Ellis considered and rejected the argument that there is no offense if the bribe is offered or accepted by a public official who lacked jurisdiction to do that for which he was paid. Again, the court was clear in stating that the offense is "complete when an offer of reward is made to influence the vote or action of the official" and it "need not be averred, that the vote, if procured, would have produced the desired result, nor that the official, or the body of which he was a member, had authority by law to do the thing sought to be accomplished." Id. at 105.

Rarely does one encounter a more apt opportunity to invoke Justice Holmes's aphorism that "a page of history is worth a volume of logic." New York Trust Co. v. Eisner, 256 U.S. 345, 349, 41 S.Ct. 506, 65 L.Ed. 963 (1921). Ellis's limning of the common law offense of bribery is clearly reflected in every provision of N.J.S.A. 2C:27-2. Ellis held that the offense envelops and imposes criminal liability on both the offeror and offeree, the crime is completed when the agreement is reached, the public nature of the corrupt deal is not limited to narrow areas of public interest such as judicial administration, and it doesn't matter that the bribed individual was without jurisdiction or otherwise incapable of performing his part of the bargain. The "gist" of the offense, the Ellis court held, is "the tendency of the bribe to pervert justice in any of the governmental departments, executive, legislative, or judicial." Id. at 105. So, what's past is prologue; the meaning and scope of N.J.S.A. 2C:27-2 cannot be fully appreciated without acknowledging the voice of our predecessors in declaring the traditionally wide scope and reach of the crime of bribery.

As we have already observed – by merely quoting its words and phrases – N.J.S.A. 2C:27-2 casts a wide net. Despite that, defendant seeks to avoid the consequences of his alleged corrupt agreement by asserting the statute "does not, on its face, apply to unelected political candidates." He first claims that the plain text of the statute supports this view by alluding to the references in subsections (a) through (d) to "public servant," "party official," "judicial or administrative proceeding[s]," and "official duties," and by pointing out the absence of any reference to candidates for office. Our response to this textual argument is to repeat what we said in State v. Ferro, 128 N.J. Super. 353, 359, 320 A.2d 177 (App. Div. 1974) : if the Legislature intended to criminalize the acceptance of bribes only by public officials and public servants it would have directed its prohibition at public officials and public servants rather than using the broader word "persons." See also N.J.S.A. 1:1-2.

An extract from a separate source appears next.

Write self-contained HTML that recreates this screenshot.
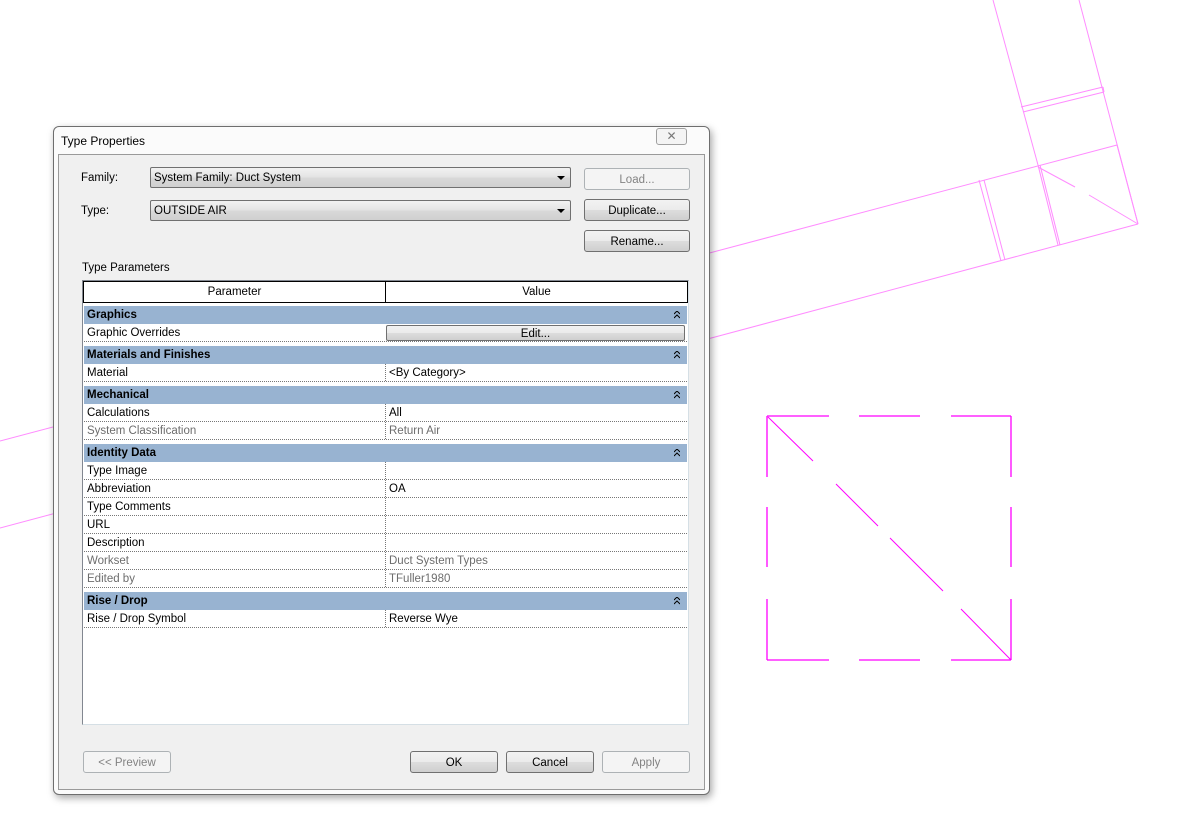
<!DOCTYPE html>
<html><head><meta charset="utf-8"><style>
*{margin:0;padding:0;box-sizing:border-box}
body{width:1196px;height:836px;background:#fff;position:relative;overflow:hidden;font-family:"Liberation Sans",sans-serif;font-size:11.5px;color:#000}
.a{position:absolute}
.dlg{left:53px;top:126px;width:657px;height:669px;border:1px solid #6e6e6e;border-radius:6px;background:#fbfbfb;box-shadow:2px 3px 8px rgba(0,0,0,.35)}
.inner{left:4px;top:27px;width:647px;height:636px;border:1px solid #9a9a9a;background:#f0f0f0}
.btn{position:absolute;height:22px;border:1px solid #707070;border-radius:3px;background:linear-gradient(#f2f2f2,#ebebeb 50%,#dddddd 51%,#cfcfcf);text-align:center;line-height:22px}
.btn.dis{border-color:#adb2b5;background:#f4f4f4;color:#838383}
.combo{position:absolute;height:21px;border:1px solid #707070;border-radius:2px;background:linear-gradient(#f2f2f2,#e3e3e3 50%,#d9d9d9 51%,#d0d0d0);line-height:21px;padding-left:3px}
.combo:after{content:"";position:absolute;right:5px;top:8px;border-left:4px solid transparent;border-right:4px solid transparent;border-top:4px solid #000}
.grid{left:82px;top:280px;width:607px;height:445px;border:1px solid #828790;border-right-color:#d5dfe5;border-bottom-color:#d5dfe5;background:#fff}
.row{position:absolute;left:1px;width:603px;height:18px;line-height:19px;border-bottom:1px dotted #777}
.row span{position:absolute;left:3px}
.row b{position:absolute;left:301px;top:0;height:17px;border-left:1px dotted #777;padding-left:3px;font-weight:normal}
.g{position:absolute;left:1px;width:603px;height:18px;line-height:19px;background:#98b3d1;font-weight:bold;padding-left:3px}
.g svg{position:absolute;right:7px;top:5px}
.gray{color:#6d6d6d}
</style></head><body>
<svg class="a" style="left:0;top:0" width="1196" height="836">
<g stroke="#ff8cff" stroke-width="1" fill="none">
<line x1="0" y1="441" x2="1117" y2="145"/>
<line x1="0" y1="528" x2="1138" y2="224"/>
<line x1="993" y1="0" x2="1038" y2="165"/>
<line x1="1079" y1="0" x2="1138" y2="224"/>
<line x1="1021" y1="107" x2="1103" y2="87"/>
<line x1="1023" y1="112" x2="1104" y2="92"/>
<line x1="1103" y1="87" x2="1104" y2="92"/>
<line x1="979" y1="180" x2="1001" y2="261"/>
<line x1="984" y1="180" x2="1005" y2="260"/>
<line x1="1038" y1="165" x2="1058" y2="245"/>
<line x1="1040" y1="165" x2="1060" y2="245"/>
<line x1="1117" y1="145" x2="1138" y2="224"/>
<line x1="1038" y1="167" x2="1075" y2="187"/>
<line x1="1089" y1="195" x2="1138" y2="224"/>
</g>
<g stroke="#ff00ff" stroke-width="1.3" fill="none">
<path d="M767 416H829M859 416H920M951 416H1011M767 660H829M859 660H920M951 660H1011M767 416V477M767 507V567M767 599V660M1011 416V477M1011 507V567M1011 599V660"/>
<path d="M768 417L813 461M836 484L878 526M890 538L943 591M961 609L1011 660" stroke-width="1"/>
</g>
</svg>
<div class="a dlg">
<div class="a" style="left:7px;top:7px;font-size:12px">Type Properties</div>
<div class="a" style="left:602px;top:1px;width:31px;height:17px;border:1px solid #a0a0a0;border-radius:3px;background:#f4f4f4;text-align:center;color:#777;font-size:12px;line-height:15px">✕</div>
<div class="a inner"></div>
</div>
<div class="a" style="left:81px;top:172px">Family:</div>
<div class="a" style="left:81px;top:205px">Type:</div>
<div class="combo" style="left:150px;top:167px;width:421px">System Family: Duct System</div>
<div class="combo" style="left:150px;top:200px;width:421px">OUTSIDE AIR</div>
<div class="btn dis" style="left:584px;top:168px;width:106px">Load...</div>
<div class="btn" style="left:584px;top:199px;width:106px">Duplicate...</div>
<div class="btn" style="left:584px;top:230px;width:106px">Rename...</div>
<div class="a" style="left:82px;top:262px">Type Parameters</div>
<div class="a grid">
<div class="a" style="left:0;top:0;width:605px;height:22px;border:1px solid #000;background:#fff">
<div class="a" style="left:0;width:301px;text-align:center;line-height:21px">Parameter</div>
<div class="a" style="left:301px;top:0;height:20px;border-left:1px solid #000;width:302px;text-align:center;line-height:21px">Value</div>
</div>
<div class="g" style="top:25px">Graphics<svg width="6" height="8"><path d="M0 3L3 0L6 3M0 7L3 4L6 7" stroke="#000" fill="none"/></svg></div>
<div class="row" style="top:43px"><span>Graphic Overrides</span></div>
<div class="btn" style="left:303px;top:44px;width:299px;height:16px;line-height:16px;border-radius:2px">Edit...</div>
<div class="g" style="top:65px">Materials and Finishes<svg width="6" height="8"><path d="M0 3L3 0L6 3M0 7L3 4L6 7" stroke="#000" fill="none"/></svg></div>
<div class="row" style="top:83px"><span>Material</span><b>&lt;By Category&gt;</b></div>
<div class="g" style="top:105px">Mechanical<svg width="6" height="8"><path d="M0 3L3 0L6 3M0 7L3 4L6 7" stroke="#000" fill="none"/></svg></div>
<div class="row" style="top:123px"><span>Calculations</span><b>All</b></div>
<div class="row gray" style="top:141px"><span>System Classification</span><b>Return Air</b></div>
<div class="g" style="top:163px">Identity Data<svg width="6" height="8"><path d="M0 3L3 0L6 3M0 7L3 4L6 7" stroke="#000" fill="none"/></svg></div>
<div class="row" style="top:181px"><span>Type Image</span><b></b></div>
<div class="row" style="top:199px"><span>Abbreviation</span><b>OA</b></div>
<div class="row" style="top:217px"><span>Type Comments</span><b></b></div>
<div class="row" style="top:235px"><span>URL</span><b></b></div>
<div class="row" style="top:253px"><span>Description</span><b></b></div>
<div class="row gray" style="top:271px"><span>Workset</span><b>Duct System Types</b></div>
<div class="row gray" style="top:289px"><span>Edited by</span><b>TFuller1980</b></div>
<div class="g" style="top:311px">Rise / Drop<svg width="6" height="8"><path d="M0 3L3 0L6 3M0 7L3 4L6 7" stroke="#000" fill="none"/></svg></div>
<div class="row" style="top:329px"><span>Rise / Drop Symbol</span><b>Reverse Wye</b></div>
</div>
<div class="btn dis" style="left:83px;top:751px;width:88px">&lt;&lt; Preview</div>
<div class="btn" style="left:410px;top:751px;width:88px">OK</div>
<div class="btn" style="left:506px;top:751px;width:88px">Cancel</div>
<div class="btn dis" style="left:602px;top:751px;width:88px">Apply</div>
</body></html>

We also soundly rejected a similar argument twenty-five years ago in State v. Schenkolewski, 301 N.J. Super. 115, 138, 693 A.2d 1173 (App. Div. 1997), when, in speaking for this court, Judge (later Justice) Wallace held that under N.J.S.A. 2C:27-2 "neither the offeror nor the recipient of the bribe need be a public official to prove bribery."2 Instead, we recognized it was "sufficient if the recipient created the understanding with the briber that he could influence matters in connection with an official duty, whether or not he was capable of actually effecting such an act." In other words, as held in State...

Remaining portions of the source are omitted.